Instruction — Each record must be retyped in full. No character may differ.

Records for the exercise —
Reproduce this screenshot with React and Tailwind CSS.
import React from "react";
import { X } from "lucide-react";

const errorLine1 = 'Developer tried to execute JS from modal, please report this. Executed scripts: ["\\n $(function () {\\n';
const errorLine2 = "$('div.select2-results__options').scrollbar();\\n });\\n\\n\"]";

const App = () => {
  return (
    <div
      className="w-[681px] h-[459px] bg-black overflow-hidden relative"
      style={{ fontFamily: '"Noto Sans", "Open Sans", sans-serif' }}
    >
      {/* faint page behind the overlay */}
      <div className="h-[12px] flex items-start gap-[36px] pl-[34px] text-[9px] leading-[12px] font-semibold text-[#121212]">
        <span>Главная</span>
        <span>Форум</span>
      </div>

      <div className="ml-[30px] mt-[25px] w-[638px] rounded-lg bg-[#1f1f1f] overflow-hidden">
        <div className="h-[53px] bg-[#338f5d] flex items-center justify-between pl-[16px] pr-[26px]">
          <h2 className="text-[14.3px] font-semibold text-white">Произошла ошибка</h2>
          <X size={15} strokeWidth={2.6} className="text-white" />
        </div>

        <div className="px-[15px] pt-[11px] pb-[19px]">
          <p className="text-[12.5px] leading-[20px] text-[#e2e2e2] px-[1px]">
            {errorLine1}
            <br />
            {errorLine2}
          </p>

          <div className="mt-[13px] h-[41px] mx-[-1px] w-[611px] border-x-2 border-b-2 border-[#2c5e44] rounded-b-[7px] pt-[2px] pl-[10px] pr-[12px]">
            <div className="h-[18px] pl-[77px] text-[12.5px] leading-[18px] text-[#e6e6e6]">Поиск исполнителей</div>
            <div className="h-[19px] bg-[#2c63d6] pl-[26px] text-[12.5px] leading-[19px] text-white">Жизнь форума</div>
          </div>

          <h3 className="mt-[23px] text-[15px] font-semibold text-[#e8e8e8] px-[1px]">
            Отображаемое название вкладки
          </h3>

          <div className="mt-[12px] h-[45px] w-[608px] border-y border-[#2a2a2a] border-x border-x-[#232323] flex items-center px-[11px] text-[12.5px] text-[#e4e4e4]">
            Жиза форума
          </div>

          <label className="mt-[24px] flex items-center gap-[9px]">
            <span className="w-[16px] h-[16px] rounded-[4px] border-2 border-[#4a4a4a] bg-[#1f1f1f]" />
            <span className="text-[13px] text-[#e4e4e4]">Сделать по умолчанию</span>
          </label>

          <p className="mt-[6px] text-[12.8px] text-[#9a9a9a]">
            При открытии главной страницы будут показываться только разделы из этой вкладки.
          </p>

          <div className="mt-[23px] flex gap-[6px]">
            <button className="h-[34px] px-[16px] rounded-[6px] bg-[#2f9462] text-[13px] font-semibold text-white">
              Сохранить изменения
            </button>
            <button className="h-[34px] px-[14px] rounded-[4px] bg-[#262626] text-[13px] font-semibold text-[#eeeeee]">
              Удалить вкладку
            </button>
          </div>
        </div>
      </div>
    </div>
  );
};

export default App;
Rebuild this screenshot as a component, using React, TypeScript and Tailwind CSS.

Solution to the exercise —
Reproduce this screenshot with React and Tailwind CSS.
import React from "react";
import { X } from "lucide-react";

const errorLine1 = 'Developer tried to execute JS from modal, please report this. Executed scripts: ["\\n $(function () {\\n';
const errorLine2 = "$('div.select2-results__options').scrollbar();\\n });\\n\\n\"]";

const App = () => {
  return (
    <div
      className="w-[681px] h-[459px] bg-black overflow-hidden relative"
      style={{ fontFamily: '"Noto Sans", "Open Sans", sans-serif' }}
    >
      {/* faint page behind the overlay */}
      <div className="h-[12px] flex items-start gap-[36px] pl-[34px] text-[9px] leading-[12px] font-semibold text-[#121212]">
        <span>Главная</span>
        <span>Форум</span>
      </div>

      <div className="ml-[30px] mt-[25px] w-[638px] rounded-lg bg-[#1f1f1f] overflow-hidden">
        <div className="h-[53px] bg-[#338f5d] flex items-center justify-between pl-[16px] pr-[26px]">
          <h2 className="text-[14.3px] font-semibold text-white">Произошла ошибка</h2>
          <X size={15} strokeWidth={2.6} className="text-white" />
        </div>

        <div className="px-[15px] pt-[11px] pb-[19px]">
          <p className="text-[12.5px] leading-[20px] text-[#e2e2e2] px-[1px]">
            {errorLine1}
            <br />
            {errorLine2}
          </p>

          <div className="mt-[13px] h-[41px] mx-[-1px] w-[611px] border-x-2 border-b-2 border-[#2c5e44] rounded-b-[7px] pt-[2px] pl-[10px] pr-[12px]">
            <div className="h-[18px] pl-[77px] text-[12.5px] leading-[18px] text-[#e6e6e6]">Поиск исполнителей</div>
            <div className="h-[19px] bg-[#2c63d6] pl-[26px] text-[12.5px] leading-[19px] text-white">Жизнь форума</div>
          </div>

          <h3 className="mt-[23px] text-[15px] font-semibold text-[#e8e8e8] px-[1px]">
            Отображаемое название вкладки
          </h3>

          <div className="mt-[12px] h-[45px] w-[608px] border-y border-[#2a2a2a] border-x border-x-[#232323] flex items-center px-[11px] text-[12.5px] text-[#e4e4e4]">
            Жиза форума
          </div>

          <label className="mt-[24px] flex items-center gap-[9px]">
            <span className="w-[16px] h-[16px] rounded-[4px] border-2 border-[#4a4a4a] bg-[#1f1f1f]" />
            <span className="text-[13px] text-[#e4e4e4]">Сделать по умолчанию</span>
          </label>

          <p className="mt-[6px] text-[12.8px] text-[#9a9a9a]">
            При открытии главной страницы будут показываться только разделы из этой вкладки.
          </p>

          <div className="mt-[23px] flex gap-[6px]">
            <button className="h-[34px] px-[16px] rounded-[6px] bg-[#2f9462] text-[13px] font-semibold text-white">
              Сохранить изменения
            </button>
            <button className="h-[34px] px-[14px] rounded-[4px] bg-[#262626] text-[13px] font-semibold text-[#eeeeee]">
              Удалить вкладку
            </button>
          </div>
        </div>
      </div>
    </div>
  );
};

export default App;
Rebuild this screenshot as a component, using React, TypeScript and Tailwind CSS.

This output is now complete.